Dataset excerpt =
►

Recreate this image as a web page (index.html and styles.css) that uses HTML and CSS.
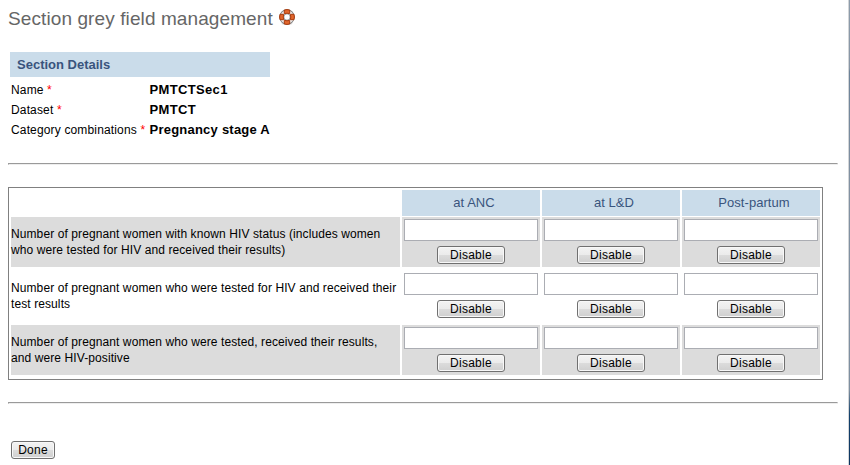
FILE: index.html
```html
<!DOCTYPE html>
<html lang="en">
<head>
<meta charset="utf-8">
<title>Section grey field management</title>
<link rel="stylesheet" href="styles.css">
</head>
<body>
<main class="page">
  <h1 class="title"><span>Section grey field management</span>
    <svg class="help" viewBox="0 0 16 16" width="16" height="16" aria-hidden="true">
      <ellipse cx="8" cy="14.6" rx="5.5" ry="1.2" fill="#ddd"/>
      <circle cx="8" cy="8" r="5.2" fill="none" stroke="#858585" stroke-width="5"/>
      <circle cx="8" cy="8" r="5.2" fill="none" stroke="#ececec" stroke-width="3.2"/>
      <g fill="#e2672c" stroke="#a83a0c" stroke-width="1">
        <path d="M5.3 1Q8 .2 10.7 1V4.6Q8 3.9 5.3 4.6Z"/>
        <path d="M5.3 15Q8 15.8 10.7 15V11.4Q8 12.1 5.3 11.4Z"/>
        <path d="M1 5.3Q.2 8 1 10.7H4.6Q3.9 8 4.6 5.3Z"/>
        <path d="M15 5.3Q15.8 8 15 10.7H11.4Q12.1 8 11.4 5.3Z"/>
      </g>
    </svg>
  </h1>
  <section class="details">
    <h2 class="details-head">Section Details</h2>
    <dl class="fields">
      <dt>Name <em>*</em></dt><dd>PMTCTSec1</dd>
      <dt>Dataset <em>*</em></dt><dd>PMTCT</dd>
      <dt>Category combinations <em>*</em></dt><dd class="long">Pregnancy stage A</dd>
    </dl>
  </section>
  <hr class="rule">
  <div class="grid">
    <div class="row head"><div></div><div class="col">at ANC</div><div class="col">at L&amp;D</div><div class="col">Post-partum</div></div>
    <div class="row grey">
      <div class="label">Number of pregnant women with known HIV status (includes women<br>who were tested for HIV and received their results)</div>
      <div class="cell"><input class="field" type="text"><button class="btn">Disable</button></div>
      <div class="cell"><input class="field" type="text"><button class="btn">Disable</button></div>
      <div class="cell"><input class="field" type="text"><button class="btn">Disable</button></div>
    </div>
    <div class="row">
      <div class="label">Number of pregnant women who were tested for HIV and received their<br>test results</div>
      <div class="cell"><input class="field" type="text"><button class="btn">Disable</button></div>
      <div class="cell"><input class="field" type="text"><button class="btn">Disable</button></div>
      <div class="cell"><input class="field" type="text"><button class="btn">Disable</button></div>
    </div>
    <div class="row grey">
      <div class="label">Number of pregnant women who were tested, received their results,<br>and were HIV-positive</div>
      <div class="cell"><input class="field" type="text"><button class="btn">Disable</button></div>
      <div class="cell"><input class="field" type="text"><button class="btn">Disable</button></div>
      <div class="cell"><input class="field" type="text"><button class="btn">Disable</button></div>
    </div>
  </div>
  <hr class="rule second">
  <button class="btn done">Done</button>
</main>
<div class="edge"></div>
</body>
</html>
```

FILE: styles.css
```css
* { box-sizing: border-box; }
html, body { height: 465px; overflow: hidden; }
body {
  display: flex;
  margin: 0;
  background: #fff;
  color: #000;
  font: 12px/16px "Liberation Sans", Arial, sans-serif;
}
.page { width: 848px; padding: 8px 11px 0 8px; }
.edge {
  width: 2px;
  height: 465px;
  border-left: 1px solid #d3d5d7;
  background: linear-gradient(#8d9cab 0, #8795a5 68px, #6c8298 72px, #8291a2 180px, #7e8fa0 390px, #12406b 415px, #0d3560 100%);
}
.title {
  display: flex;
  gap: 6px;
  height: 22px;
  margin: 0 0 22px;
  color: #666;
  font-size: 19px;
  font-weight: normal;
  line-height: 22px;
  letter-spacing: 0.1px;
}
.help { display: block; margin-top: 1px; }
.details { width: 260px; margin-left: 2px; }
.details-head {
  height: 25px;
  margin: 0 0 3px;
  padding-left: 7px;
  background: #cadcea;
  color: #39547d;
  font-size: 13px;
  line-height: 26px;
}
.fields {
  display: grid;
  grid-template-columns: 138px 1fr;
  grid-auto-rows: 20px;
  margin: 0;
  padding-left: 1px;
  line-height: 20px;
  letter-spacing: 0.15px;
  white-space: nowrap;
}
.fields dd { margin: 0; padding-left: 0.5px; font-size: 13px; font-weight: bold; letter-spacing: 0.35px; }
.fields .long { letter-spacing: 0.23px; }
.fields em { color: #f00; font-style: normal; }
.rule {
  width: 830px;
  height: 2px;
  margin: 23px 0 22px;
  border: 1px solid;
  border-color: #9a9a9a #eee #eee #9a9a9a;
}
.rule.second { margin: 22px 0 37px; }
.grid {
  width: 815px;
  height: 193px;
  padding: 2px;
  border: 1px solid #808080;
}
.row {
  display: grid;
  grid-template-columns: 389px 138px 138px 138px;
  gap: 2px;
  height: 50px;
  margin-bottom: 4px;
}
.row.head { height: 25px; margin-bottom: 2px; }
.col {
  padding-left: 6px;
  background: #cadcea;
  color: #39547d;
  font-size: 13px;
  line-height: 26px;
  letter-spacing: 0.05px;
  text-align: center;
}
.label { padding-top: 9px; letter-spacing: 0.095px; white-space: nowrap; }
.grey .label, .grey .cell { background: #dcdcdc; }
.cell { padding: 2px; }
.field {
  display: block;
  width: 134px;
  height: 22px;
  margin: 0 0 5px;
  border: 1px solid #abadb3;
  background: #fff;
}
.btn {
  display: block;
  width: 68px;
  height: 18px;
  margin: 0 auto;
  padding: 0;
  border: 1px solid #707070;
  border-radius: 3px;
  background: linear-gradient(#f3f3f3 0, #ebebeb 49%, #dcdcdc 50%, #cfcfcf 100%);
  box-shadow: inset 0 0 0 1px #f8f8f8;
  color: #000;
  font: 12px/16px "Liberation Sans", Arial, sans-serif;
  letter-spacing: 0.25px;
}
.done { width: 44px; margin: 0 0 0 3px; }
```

◄

Exercise description =
Return the material word for word. Pictures are not part of the copy.

Final result =
Recreate this image as a web page (index.html and styles.css) that uses HTML and CSS.
FILE: index.html
```html
<!DOCTYPE html>
<html lang="en">
<head>
<meta charset="utf-8">
<title>Section grey field management</title>
<link rel="stylesheet" href="styles.css">
</head>
<body>
<main class="page">
  <h1 class="title"><span>Section grey field management</span>
    <svg class="help" viewBox="0 0 16 16" width="16" height="16" aria-hidden="true">
      <ellipse cx="8" cy="14.6" rx="5.5" ry="1.2" fill="#ddd"/>
      <circle cx="8" cy="8" r="5.2" fill="none" stroke="#858585" stroke-width="5"/>
      <circle cx="8" cy="8" r="5.2" fill="none" stroke="#ececec" stroke-width="3.2"/>
      <g fill="#e2672c" stroke="#a83a0c" stroke-width="1">
        <path d="M5.3 1Q8 .2 10.7 1V4.6Q8 3.9 5.3 4.6Z"/>
        <path d="M5.3 15Q8 15.8 10.7 15V11.4Q8 12.1 5.3 11.4Z"/>
        <path d="M1 5.3Q.2 8 1 10.7H4.6Q3.9 8 4.6 5.3Z"/>
        <path d="M15 5.3Q15.8 8 15 10.7H11.4Q12.1 8 11.4 5.3Z"/>
      </g>
    </svg>
  </h1>
  <section class="details">
    <h2 class="details-head">Section Details</h2>
    <dl class="fields">
      <dt>Name <em>*</em></dt><dd>PMTCTSec1</dd>
      <dt>Dataset <em>*</em></dt><dd>PMTCT</dd>
      <dt>Category combinations <em>*</em></dt><dd class="long">Pregnancy stage A</dd>
    </dl>
  </section>
  <hr class="rule">
  <div class="grid">
    <div class="row head"><div></div><div class="col">at ANC</div><div class="col">at L&amp;D</div><div class="col">Post-partum</div></div>
    <div class="row grey">
      <div class="label">Number of pregnant women with known HIV status (includes women<br>who were tested for HIV and received their results)</div>
      <div class="cell"><input class="field" type="text"><button class="btn">Disable</button></div>
      <div class="cell"><input class="field" type="text"><button class="btn">Disable</button></div>
      <div class="cell"><input class="field" type="text"><button class="btn">Disable</button></div>
    </div>
    <div class="row">
      <div class="label">Number of pregnant women who were tested for HIV and received their<br>test results</div>
      <div class="cell"><input class="field" type="text"><button class="btn">Disable</button></div>
      <div class="cell"><input class="field" type="text"><button class="btn">Disable</button></div>
      <div class="cell"><input class="field" type="text"><button class="btn">Disable</button></div>
    </div>
    <div class="row grey">
      <div class="label">Number of pregnant women who were tested, received their results,<br>and were HIV-positive</div>
      <div class="cell"><input class="field" type="text"><button class="btn">Disable</button></div>
      <div class="cell"><input class="field" type="text"><button class="btn">Disable</button></div>
      <div class="cell"><input class="field" type="text"><button class="btn">Disable</button></div>
    </div>
  </div>
  <hr class="rule second">
  <button class="btn done">Done</button>
</main>
<div class="edge"></div>
</body>
</html>
```

FILE: styles.css
```css
* { box-sizing: border-box; }
html, body { height: 465px; overflow: hidden; }
body {
  display: flex;
  margin: 0;
  background: #fff;
  color: #000;
  font: 12px/16px "Liberation Sans", Arial, sans-serif;
}
.page { width: 848px; padding: 8px 11px 0 8px; }
.edge {
  width: 2px;
  height: 465px;
  border-left: 1px solid #d3d5d7;
  background: linear-gradient(#8d9cab 0, #8795a5 68px, #6c8298 72px, #8291a2 180px, #7e8fa0 390px, #12406b 415px, #0d3560 100%);
}
.title {
  display: flex;
  gap: 6px;
  height: 22px;
  margin: 0 0 22px;
  color: #666;
  font-size: 19px;
  font-weight: normal;
  line-height: 22px;
  letter-spacing: 0.1px;
}
.help { display: block; margin-top: 1px; }
.details { width: 260px; margin-left: 2px; }
.details-head {
  height: 25px;
  margin: 0 0 3px;
  padding-left: 7px;
  background: #cadcea;
  color: #39547d;
  font-size: 13px;
  line-height: 26px;
}
.fields {
  display: grid;
  grid-template-columns: 138px 1fr;
  grid-auto-rows: 20px;
  margin: 0;
  padding-left: 1px;
  line-height: 20px;
  letter-spacing: 0.15px;
  white-space: nowrap;
}
.fields dd { margin: 0; padding-left: 0.5px; font-size: 13px; font-weight: bold; letter-spacing: 0.35px; }
.fields .long { letter-spacing: 0.23px; }
.fields em { color: #f00; font-style: normal; }
.rule {
  width: 830px;
  height: 2px;
  margin: 23px 0 22px;
  border: 1px solid;
  border-color: #9a9a9a #eee #eee #9a9a9a;
}
.rule.second { margin: 22px 0 37px; }
.grid {
  width: 815px;
  height: 193px;
  padding: 2px;
  border: 1px solid #808080;
}
.row {
  display: grid;
  grid-template-columns: 389px 138px 138px 138px;
  gap: 2px;
  height: 50px;
  margin-bottom: 4px;
}
.row.head { height: 25px; margin-bottom: 2px; }
.col {
  padding-left: 6px;
  background: #cadcea;
  color: #39547d;
  font-size: 13px;
  line-height: 26px;
  letter-spacing: 0.05px;
  text-align: center;
}
.label { padding-top: 9px; letter-spacing: 0.095px; white-space: nowrap; }
.grey .label, .grey .cell { background: #dcdcdc; }
.cell { padding: 2px; }
.field {
  display: block;
  width: 134px;
  height: 22px;
  margin: 0 0 5px;
  border: 1px solid #abadb3;
  background: #fff;
}
.btn {
  display: block;
  width: 68px;
  height: 18px;
  margin: 0 auto;
  padding: 0;
  border: 1px solid #707070;
  border-radius: 3px;
  background: linear-gradient(#f3f3f3 0, #ebebeb 49%, #dcdcdc 50%, #cfcfcf 100%);
  box-shadow: inset 0 0 0 1px #f8f8f8;
  color: #000;
  font: 12px/16px "Liberation Sans", Arial, sans-serif;
  letter-spacing: 0.25px;
}
.done { width: 44px; margin: 0 0 0 3px; }
```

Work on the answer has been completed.